San Diego Growlers
- Sport: Ultimate
- Founded: 2014
- League: Ultimate Frisbee Association
- Division: West
- Based in: San Diego, California
- Stadium: Mission Bay High School
- Head Coach: Kevin Stuart, Kaela Helton
- Playoff berths: 3 (2018, 2019, 2021)
- Website: watchufa.com/growlers

= San Diego Growlers =

Ultimate Frisbee Association team in San Diego, California

The San Diego Growlers are a professional ultimate team based in San Diego, California. The Growlers compete in the Ultimate Frisbee Association (UFA) as a member of the West Division. The team plays its home games at Mission Bay High School.

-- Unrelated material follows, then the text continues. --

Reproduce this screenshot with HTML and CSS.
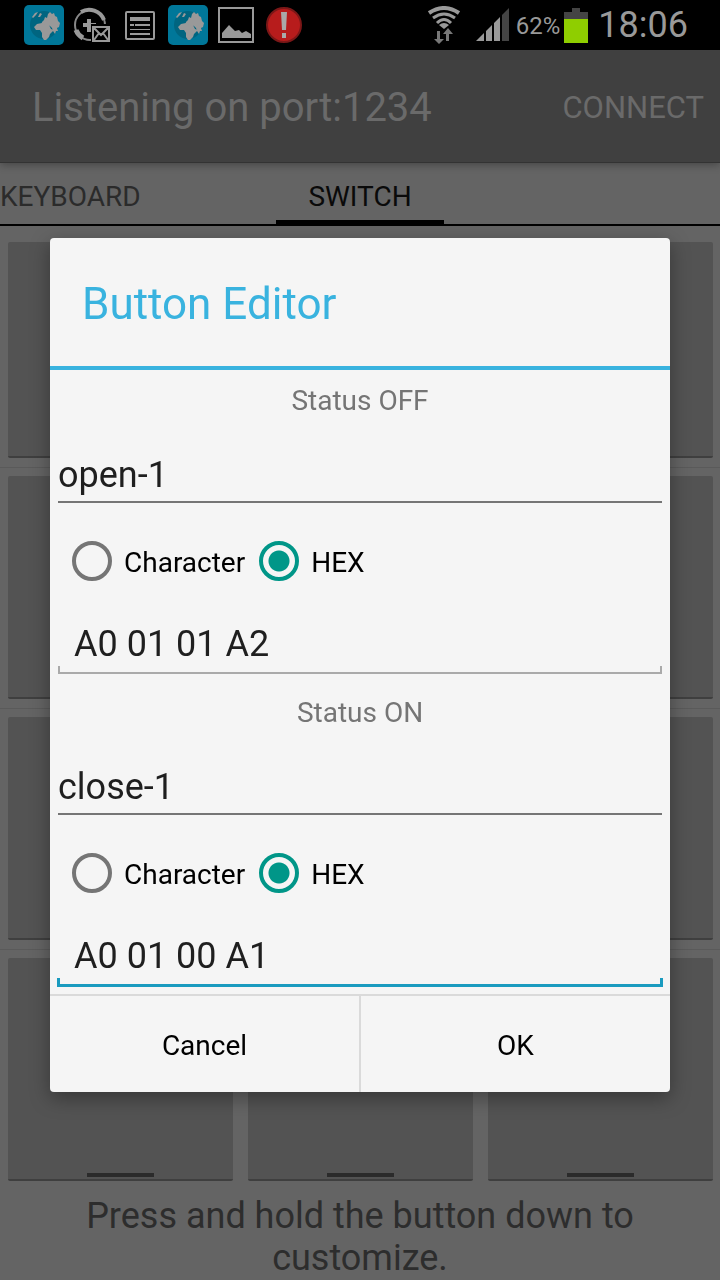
FILE: index.html
```
<!DOCTYPE html>
<html lang="en">
<head>
    <meta charset="UTF-8">
    <meta name="viewport" content="width=device-width, initial-scale=1">
    <title>Button Editor</title>
    <link rel="stylesheet" href="styles.css">
</head>
<body>
    <svg class="sprite" aria-hidden="true">
        <symbol id="globe" viewBox="0 0 40 40">
            <rect width="40" height="40" rx="5" fill="#007799"></rect>
            <circle cx="20" cy="20" r="14" fill="#006580"></circle>
            <path fill="#999" d="M8 12l3-4 3-1-2 3-3 3zM14 12l2-4 2 1-2 3z"></path>
            <path fill="#999" d="M18 17l2-2 1-3 2 1 1-4 2-2 2 2 2-1 1 3 2 1 1 4 2 2-1 4-2 1 1 3-2 0-1 3-2-3-1-3-2-2-3-1-2 1-2-1-2 1z"></path>
            <path fill="#999" d="M10 22l3-3 5-1 3 2 4 0 2 4 3 1-4 4-1 3-3 3-2 0-2-3 0-4-2-3-4 0z"></path>
        </symbol>
    </svg>

    <div class="status-bar">
        <div class="status-bar__icons">
            <svg width="40" height="40"><use href="#globe"></use></svg>
            <svg width="40" height="40" viewBox="0 0 40 40">
                <circle cx="18" cy="20" r="15" fill="none" stroke="#888" stroke-width="2"></circle>
                <path d="M4 25A15 15 0 0 0 11 33" fill="none" stroke="#999" stroke-width="5"></path>
                <path d="M9 7A16 16 0 0 1 32 15" fill="none" stroke="#999" stroke-width="4"></path>
                <path d="M17 14v13M11 20h13" stroke="#999" stroke-width="4"></path>
                <path d="M19 19h20v19H19z" fill="#000"></path>
                <path d="M21 22h16v14H21zM22 23l7 7 7-7M22 35l5-7M36 35l-5-7" fill="#000" stroke="#999" stroke-width="2"></path>
            </svg>
            <svg width="40" height="40" viewBox="0 0 40 40">
                <rect x="6" y="7" width="28" height="27" rx="1" fill="none" stroke="#999" stroke-width="2"></rect>
                <path d="M10 12h20v4H10zM10 19h4v2h-4zM15 19h15v2H15zM10 24h20v1H10zM10 28h20v2H10z" fill="#999"></path>
            </svg>
            <svg width="40" height="40"><use href="#globe"></use></svg>
            <svg width="40" height="40" viewBox="0 0 40 40">
                <path d="M3 3h34v34H3z" fill="none" stroke="#999" stroke-width="2"></path>
                <path d="M6 33v-5l7-8 6 6 4-1 3 3 4-2 5 3v4z" fill="#999"></path>
            </svg>
            <svg width="40" height="40" viewBox="0 0 40 40">
                <circle cx="20" cy="20" r="17" fill="#b71c1c" stroke="#7c1717" stroke-width="2"></circle>
                <path d="M17 7h6l-1 18h-4zM18 28h4v5h-4z" fill="#aaa"></path>
            </svg>
        </div>
        <div class="status-bar__info">
            <svg width="36" height="38" viewBox="0 0 36 38">
                <g fill="none" stroke="#999">
                    <path d="M3 7Q18-3 33 7" stroke-width="4"></path>
                    <path d="M7 12Q18 4 29 12" stroke-width="3"></path>
                    <path d="M11 17Q18 10 25 17" stroke-width="3"></path>
                </g>
                <path d="M13 19q5-4 10 0l-5 4z" fill="#999"></path>
                <path d="M11 25h3v8h4l-5 5-5-5h3zM20 35v-7h-3l5-6 5 6h-4v7z" fill="#777"></path>
            </svg>
            <svg class="signal" width="34" height="34" viewBox="0 0 34 34">
                <path d="M0 33l8-8v8zM10 23l6-6v16h-6zM18 15l6-6v24h-6z" fill="#999"></path>
                <path d="M26 7l7-7v33h-7z" fill="#444"></path>
            </svg>
            <span class="percent">62%</span>
            <svg width="24" height="36" viewBox="0 0 24 36">
                <path d="M0 5h8V1h8v4h8v8H0z" fill="#444"></path>
                <path d="M0 12h24v24H0z" fill="#8fce00"></path>
            </svg>
            <span class="clock">18:06</span>
        </div>
    </div>

    <header class="app-bar">
        <h1 class="app-bar__title">Listening on port:1234</h1>
        <button class="app-bar__action" type="button">CONNECT</button>
    </header>

    <nav class="tabs">
        <a class="tab" href="#keyboard">KEYBOARD</a>
        <a class="tab tab--active" href="#switch">SWITCH</a>
    </nav>

    <main class="switches">
        <div class="switch-row">
            <button class="switch" type="button"></button>
            <button class="switch" type="button"></button>
            <button class="switch" type="button"></button>
        </div>
        <div class="switch-row">
            <button class="switch" type="button"></button>
            <button class="switch" type="button"></button>
            <button class="switch" type="button"></button>
        </div>
        <div class="switch-row">
            <button class="switch" type="button"></button>
            <button class="switch" type="button"></button>
            <button class="switch" type="button"></button>
        </div>
        <div class="switch-row">
            <button class="switch" type="button"></button>
            <button class="switch" type="button"></button>
            <button class="switch" type="button"></button>
        </div>
        <p class="hint">Press and hold the button down to customize.</p>
    </main>

    <div class="overlay">
        <form class="dialog" role="dialog" aria-labelledby="dialog-title">
            <h2 class="dialog__title" id="dialog-title">Button Editor</h2>

            <div class="status">
                <label class="status__label" for="off-name">Status OFF</label>
                <input class="field" id="off-name" type="text" value="open-1">
                <div class="radios">
                    <label class="radio"><input type="radio" name="off-mode"><span>Character</span></label>
                    <label class="radio"><input type="radio" name="off-mode" checked><span>HEX</span></label>
                </div>
                <input class="field field--code" type="text" value="A0 01 01 A2" aria-label="Status OFF code">
            </div>

            <div class="status">
                <label class="status__label" for="on-name">Status ON</label>
                <input class="field" id="on-name" type="text" value="close-1">
                <div class="radios">
                    <label class="radio"><input type="radio" name="on-mode"><span>Character</span></label>
                    <label class="radio"><input type="radio" name="on-mode" checked><span>HEX</span></label>
                </div>
                <input class="field field--code field--current" type="text" value="A0 01 00 A1" aria-label="Status ON code">
            </div>

            <div class="dialog__buttons">
                <button class="dialog__button" type="button">Cancel</button>
                <button class="dialog__button" type="button">OK</button>
            </div>
        </form>
    </div>
</body>
</html>
```

FILE: styles.css
```
* {
    box-sizing: border-box;
}

body {
    margin: 0;
    background: #646464;
    font-family: Roboto, "Liberation Sans", sans-serif;
    font-size: 28px;
}

button,
input {
    font: inherit;
    border: 0;
    border-radius: 0;
    outline: 0;
}

.sprite {
    position: absolute;
    width: 0;
    height: 0;
}

/* status bar */
.status-bar {
    display: flex;
    justify-content: space-between;
    height: 50px;
    padding: 0 32px 0 24px;
    background: #000;
    color: #999;
}

.status-bar__icons,
.status-bar__info {
    display: flex;
    align-items: center;
}

.status-bar__icons {
    gap: 8px;
}

.signal {
    margin: 0 6px 0 14px;
}

.percent {
    margin-right: 4px;
    padding-top: 2px;
    font-size: 24px;
}

.clock {
    margin-left: 10px;
    font-size: 36px;
}

/* app bar */
.app-bar {
    position: relative;
    display: flex;
    align-items: center;
    justify-content: space-between;
    height: 113px;
    padding: 3px 16px 0 32px;
    background: #404040;
    border-bottom: 1px solid #333;
    box-shadow: 0 2px 8px rgba(0, 0, 0, 0.3);
    color: #6a6a6a;
}

.app-bar__title {
    margin: 0;
    font-size: 40px;
    font-weight: 400;
}

.app-bar__action {
    padding: 0;
    background: none;
    color: inherit;
    font-size: 31px;
}

/* tabs */
.tabs {
    display: grid;
    grid-template-columns: 1fr auto 1fr;
    height: 63px;
    border-bottom: 2px solid #000;
}

.tab {
    color: #2b2b2b;
    line-height: 68px;
    text-decoration: none;
}

.tab--active {
    height: 63px;
    padding: 0 32px;
    border-bottom: 6px solid #000;
    color: #0a0a0a;
}

/* switch buttons */
.switches {
    padding-top: 1px;
}

.switch-row {
    display: grid;
    grid-template-columns: repeat(3, 1fr);
    gap: 15px;
    height: 241px;
    padding: 8px 7px 9px 8px;
    border-bottom: 1px solid #5a5a5a;
}

.switch-row:first-child {
    padding-top: 15px;
}

.switch-row:nth-child(4) {
    height: 240px;
    border-bottom: 0;
}

.switch {
    display: flex;
    align-items: flex-end;
    justify-content: center;
    padding: 0 0 2px;
    border-bottom: 2px solid #3f3f3f;
    border-radius: 2px;
    background: #535353;
}

.switch:after {
    content: "";
    width: 30%;
    height: 4px;
    background: #2b2b2b;
}

.hint {
    margin: 0;
    padding: 5px 64px 0;
    color: #2d2d2d;
    font-size: 36px;
    line-height: 42px;
    text-align: center;
}

/* dialog */
.overlay {
    position: fixed;
    top: 50px;
    right: 0;
    bottom: 0;
    left: 0;
    display: flex;
    align-items: center;
    padding: 0 50px;
}

.dialog {
    flex: 1;
    border-radius: 4px;
    background: #f5f5f5;
    box-shadow: 0 6px 20px rgba(0, 0, 0, 0.35);
    overflow: hidden;
}

.dialog__title {
    margin: 0;
    padding: 4px 32px 0;
    border-bottom: 4px solid #39b3df;
    color: #39b3df;
    font-size: 44px;
    font-weight: 400;
    line-height: 124px;
}

.status {
    padding: 0 8px 8px;
}

.status__label {
    display: block;
    margin-bottom: 17px;
    padding-top: 2px;
    color: #757575;
    line-height: 58px;
    text-align: center;
}

.field {
    display: block;
    width: 100%;
    height: 56px;
    padding: 2px 0 0;
    border-bottom: 2px solid #757575;
    background: none;
    color: #1f1f1f;
    font-size: 36px;
}

/* underline with short ticks going up on both ends */
.field--code {
    --line: #aaa;
    height: 60px;
    padding: 2px 16px 0;
    border-bottom-color: var(--line);
    background:
        linear-gradient(var(--line), var(--line)) left bottom / 2px 6px no-repeat,
        linear-gradient(var(--line), var(--line)) right bottom / 2px 6px no-repeat;
}

/* thicker line, one pixel out on each side */
.field--current {
    --line: #1a9bbf;
    width: calc(100% + 2px);
    height: 61px;
    margin: 0 -1px -1px;
    padding: 2px 17px 0;
    border-bottom-width: 3px;
    background-size: 3px 6px;
}

.radios {
    display: flex;
    gap: 14px;
    padding: 38px 14px 33px;
}

.radio {
    display: flex;
    align-items: center;
    gap: 12px;
    height: 40px;
    color: #000;
}

.radio span {
    padding-top: 3px;
}

.radio input {
    appearance: none;
    width: 40px;
    height: 40px;
    margin: 0;
    border: 4px solid #757575;
    border-radius: 50%;
}

.radio input:checked {
    border-color: #009688;
    background: radial-gradient(circle, #009688 10px, transparent 11px);
}

.dialog__buttons {
    display: flex;
    border-top: 2px solid #dadada;
}

.dialog__button {
    flex: 1;
    height: 96px;
    padding: 2px 0 0;
    background: none;
    color: #000;
}

.dialog__button + .dialog__button {
    border-left: 2px solid #dadada;
}
```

The Growlers began play in the 2015 season.

==History ==
The AUDL (now the UFA) officially announced the Growlers as an expansion team in October 2014. The team's name has a dual meaning as a reference to both the animal and the local craft beer scene.

In 2018, the Growlers advanced to the AUDL playoffs for the first time, falling to division rival, the Los Angeles Aviators in the West Division finals. A rivalry quickly formed with the Los Angeles Aviators, the closest team to the Growlers, which was also established before the 2015 season.

In 2019, two-time AUDL MVP Goose Helton joined the team after playing with the Raleigh Flyers (now the Carolina Flyers) in 2018. The Growlers finished with a 10–2 regular season record to clinch the top seed in the West Division playoffs. The team hosted the Aviators, defeating them in the playoffs to secure their first AUDL playoff win and a Championship Weekend appearance in San Jose. San Diego would eventually lose in the semi-finals to the Dallas Roughnecks. (now the Dallas Legion)

The 2020 season was eventually canceled due to the global pandemic, however, the AUDL West Division underwent realignment with the addition of the Dallas Roughnecks and the Austin Sol.

In 2021, the Growlers won the regular season title with another 10–2 record. The team hosted and defeated the Dallas Roughnecks in the West Division Championship game to advance to AUDL Championship Weekend in Washington, DC. San Diego would eventually lose in the semi-finals to the 2019 AUDL Champion New York Empire.